-- BEGIN --

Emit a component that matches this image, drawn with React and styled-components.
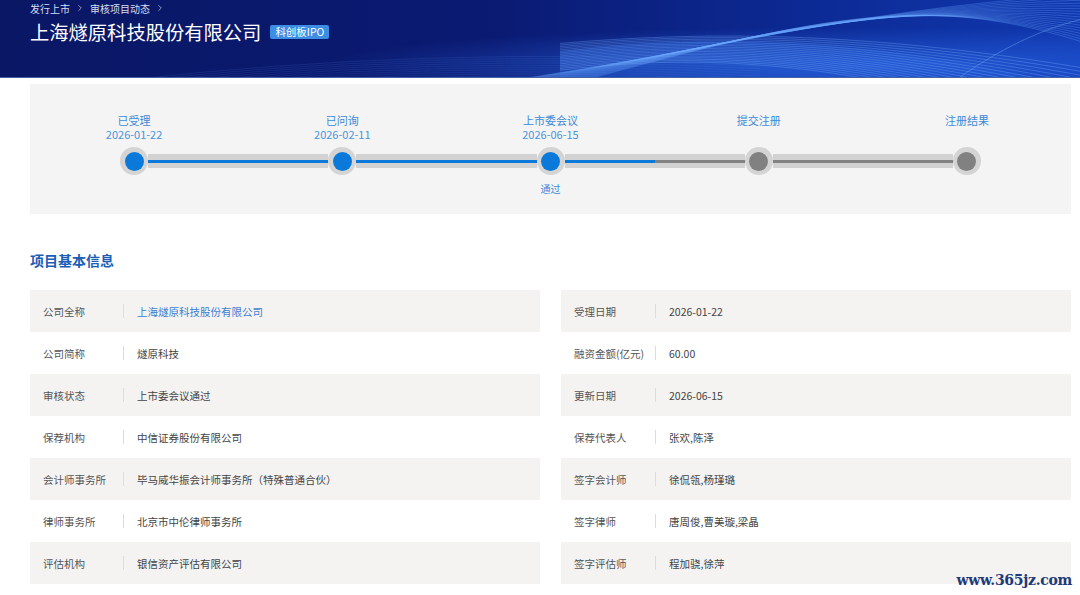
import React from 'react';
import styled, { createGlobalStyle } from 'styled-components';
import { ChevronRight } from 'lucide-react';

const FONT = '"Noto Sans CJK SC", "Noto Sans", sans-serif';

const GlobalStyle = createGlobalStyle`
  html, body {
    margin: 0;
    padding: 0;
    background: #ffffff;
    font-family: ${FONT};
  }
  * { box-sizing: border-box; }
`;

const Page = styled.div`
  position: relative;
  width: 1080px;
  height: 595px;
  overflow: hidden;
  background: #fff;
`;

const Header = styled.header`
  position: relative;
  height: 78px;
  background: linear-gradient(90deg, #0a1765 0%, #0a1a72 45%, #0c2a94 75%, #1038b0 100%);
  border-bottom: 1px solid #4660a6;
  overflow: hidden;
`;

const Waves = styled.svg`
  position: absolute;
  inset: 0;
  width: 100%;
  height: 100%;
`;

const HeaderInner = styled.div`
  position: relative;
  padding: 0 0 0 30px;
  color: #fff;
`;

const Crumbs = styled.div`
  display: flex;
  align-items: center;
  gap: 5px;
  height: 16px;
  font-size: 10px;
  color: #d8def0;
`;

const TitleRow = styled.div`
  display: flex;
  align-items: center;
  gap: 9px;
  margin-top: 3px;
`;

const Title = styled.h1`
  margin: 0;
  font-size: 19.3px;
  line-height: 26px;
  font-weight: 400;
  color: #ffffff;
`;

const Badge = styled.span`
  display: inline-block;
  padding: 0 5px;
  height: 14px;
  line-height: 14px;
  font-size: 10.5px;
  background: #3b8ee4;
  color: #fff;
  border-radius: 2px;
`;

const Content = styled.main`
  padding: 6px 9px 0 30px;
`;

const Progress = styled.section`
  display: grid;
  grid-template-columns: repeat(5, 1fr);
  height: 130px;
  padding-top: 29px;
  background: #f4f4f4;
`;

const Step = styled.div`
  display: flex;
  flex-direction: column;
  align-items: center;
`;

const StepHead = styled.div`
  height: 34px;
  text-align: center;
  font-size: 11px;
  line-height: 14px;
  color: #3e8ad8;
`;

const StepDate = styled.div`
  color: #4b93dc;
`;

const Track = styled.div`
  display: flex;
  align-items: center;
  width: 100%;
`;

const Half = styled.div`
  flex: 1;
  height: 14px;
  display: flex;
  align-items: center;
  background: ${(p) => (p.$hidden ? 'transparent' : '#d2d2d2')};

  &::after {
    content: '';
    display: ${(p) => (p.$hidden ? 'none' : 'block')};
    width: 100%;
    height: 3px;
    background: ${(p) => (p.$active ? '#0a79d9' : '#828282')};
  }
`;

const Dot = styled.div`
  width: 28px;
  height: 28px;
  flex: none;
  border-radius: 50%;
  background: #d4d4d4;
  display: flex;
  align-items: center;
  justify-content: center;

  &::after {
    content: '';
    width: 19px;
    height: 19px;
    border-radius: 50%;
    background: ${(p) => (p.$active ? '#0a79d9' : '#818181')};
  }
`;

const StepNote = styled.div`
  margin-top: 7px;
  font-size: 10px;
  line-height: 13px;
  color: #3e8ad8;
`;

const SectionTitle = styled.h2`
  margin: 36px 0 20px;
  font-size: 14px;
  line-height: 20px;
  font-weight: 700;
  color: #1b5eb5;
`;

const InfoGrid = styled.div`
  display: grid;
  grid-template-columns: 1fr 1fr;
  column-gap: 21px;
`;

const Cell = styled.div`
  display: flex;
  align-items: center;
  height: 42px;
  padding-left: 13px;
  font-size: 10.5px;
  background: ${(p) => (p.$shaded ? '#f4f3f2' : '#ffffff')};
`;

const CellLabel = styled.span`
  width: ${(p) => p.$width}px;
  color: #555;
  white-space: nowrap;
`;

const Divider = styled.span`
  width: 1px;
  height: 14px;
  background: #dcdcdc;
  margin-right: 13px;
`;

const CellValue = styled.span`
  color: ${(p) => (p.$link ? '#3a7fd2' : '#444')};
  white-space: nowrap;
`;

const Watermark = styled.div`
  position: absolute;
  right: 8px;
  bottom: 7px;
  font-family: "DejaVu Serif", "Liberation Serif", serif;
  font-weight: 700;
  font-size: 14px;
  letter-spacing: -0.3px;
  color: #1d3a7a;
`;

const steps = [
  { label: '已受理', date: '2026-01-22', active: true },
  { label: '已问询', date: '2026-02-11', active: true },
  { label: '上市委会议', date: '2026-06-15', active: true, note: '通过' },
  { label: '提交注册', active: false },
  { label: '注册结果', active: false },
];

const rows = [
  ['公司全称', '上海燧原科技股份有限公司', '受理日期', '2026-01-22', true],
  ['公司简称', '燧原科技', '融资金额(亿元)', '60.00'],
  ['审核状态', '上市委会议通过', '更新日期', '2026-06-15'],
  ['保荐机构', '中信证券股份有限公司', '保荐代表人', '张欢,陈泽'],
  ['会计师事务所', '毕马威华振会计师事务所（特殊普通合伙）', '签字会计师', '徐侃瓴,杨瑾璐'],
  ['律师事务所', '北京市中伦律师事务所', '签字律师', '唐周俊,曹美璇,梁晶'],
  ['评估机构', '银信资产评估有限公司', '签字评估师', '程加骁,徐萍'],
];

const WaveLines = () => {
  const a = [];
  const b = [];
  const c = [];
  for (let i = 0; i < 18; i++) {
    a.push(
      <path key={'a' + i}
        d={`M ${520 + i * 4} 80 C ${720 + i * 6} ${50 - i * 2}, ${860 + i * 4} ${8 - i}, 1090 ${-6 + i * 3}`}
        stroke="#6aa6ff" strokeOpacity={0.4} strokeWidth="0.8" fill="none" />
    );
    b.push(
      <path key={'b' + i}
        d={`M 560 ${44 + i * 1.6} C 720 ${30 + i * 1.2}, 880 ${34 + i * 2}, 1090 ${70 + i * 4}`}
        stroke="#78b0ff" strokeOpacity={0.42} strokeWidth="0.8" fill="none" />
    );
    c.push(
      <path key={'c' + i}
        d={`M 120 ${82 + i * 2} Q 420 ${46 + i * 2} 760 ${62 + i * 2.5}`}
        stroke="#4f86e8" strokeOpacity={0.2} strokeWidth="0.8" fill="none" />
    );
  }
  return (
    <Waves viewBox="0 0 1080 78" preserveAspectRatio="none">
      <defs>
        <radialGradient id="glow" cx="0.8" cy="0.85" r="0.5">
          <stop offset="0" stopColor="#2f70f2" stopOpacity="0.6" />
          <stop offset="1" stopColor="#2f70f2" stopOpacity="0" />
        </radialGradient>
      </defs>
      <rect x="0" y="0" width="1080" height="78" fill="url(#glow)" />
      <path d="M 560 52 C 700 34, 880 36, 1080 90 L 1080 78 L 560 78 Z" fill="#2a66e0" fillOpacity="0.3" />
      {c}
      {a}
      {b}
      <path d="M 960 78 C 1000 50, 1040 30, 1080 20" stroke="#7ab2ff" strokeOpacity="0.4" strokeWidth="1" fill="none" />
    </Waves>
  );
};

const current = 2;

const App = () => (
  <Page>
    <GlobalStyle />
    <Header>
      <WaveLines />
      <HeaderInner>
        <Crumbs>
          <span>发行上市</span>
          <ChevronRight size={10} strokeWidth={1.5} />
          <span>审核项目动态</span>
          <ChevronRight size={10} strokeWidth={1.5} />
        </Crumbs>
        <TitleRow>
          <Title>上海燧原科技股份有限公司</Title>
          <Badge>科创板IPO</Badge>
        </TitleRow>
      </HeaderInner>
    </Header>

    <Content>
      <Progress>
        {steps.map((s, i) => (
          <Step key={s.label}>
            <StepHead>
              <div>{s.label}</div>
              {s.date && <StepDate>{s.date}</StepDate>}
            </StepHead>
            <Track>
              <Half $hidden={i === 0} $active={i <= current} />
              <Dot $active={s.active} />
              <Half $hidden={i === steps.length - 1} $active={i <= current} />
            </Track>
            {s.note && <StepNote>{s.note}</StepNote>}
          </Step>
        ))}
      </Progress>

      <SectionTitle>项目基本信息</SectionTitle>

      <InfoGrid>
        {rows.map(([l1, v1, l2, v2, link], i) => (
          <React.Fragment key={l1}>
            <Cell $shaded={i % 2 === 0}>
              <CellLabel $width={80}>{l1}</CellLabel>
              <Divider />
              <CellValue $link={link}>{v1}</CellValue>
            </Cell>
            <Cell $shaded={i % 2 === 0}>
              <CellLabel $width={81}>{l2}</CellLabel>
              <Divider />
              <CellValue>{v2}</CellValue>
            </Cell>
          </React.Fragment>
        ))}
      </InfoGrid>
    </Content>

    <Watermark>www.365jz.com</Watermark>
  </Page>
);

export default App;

-- END --
-- BEGIN --

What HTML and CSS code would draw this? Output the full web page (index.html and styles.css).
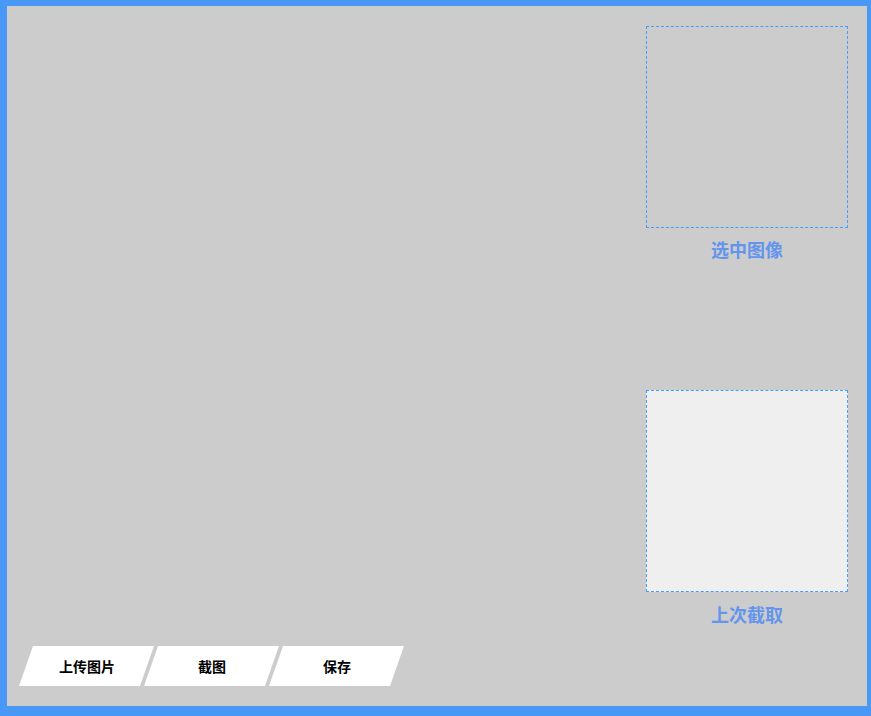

-- END --

▶ WORK TO DO:
Which lines above hold the word "this"? Copy each of them.

▶ EXERCISE RESPONSE:
Emit a component that matches this image, drawn with React and styled-components.
What HTML and CSS code would draw this? Output the full web page (index.html and styles.css).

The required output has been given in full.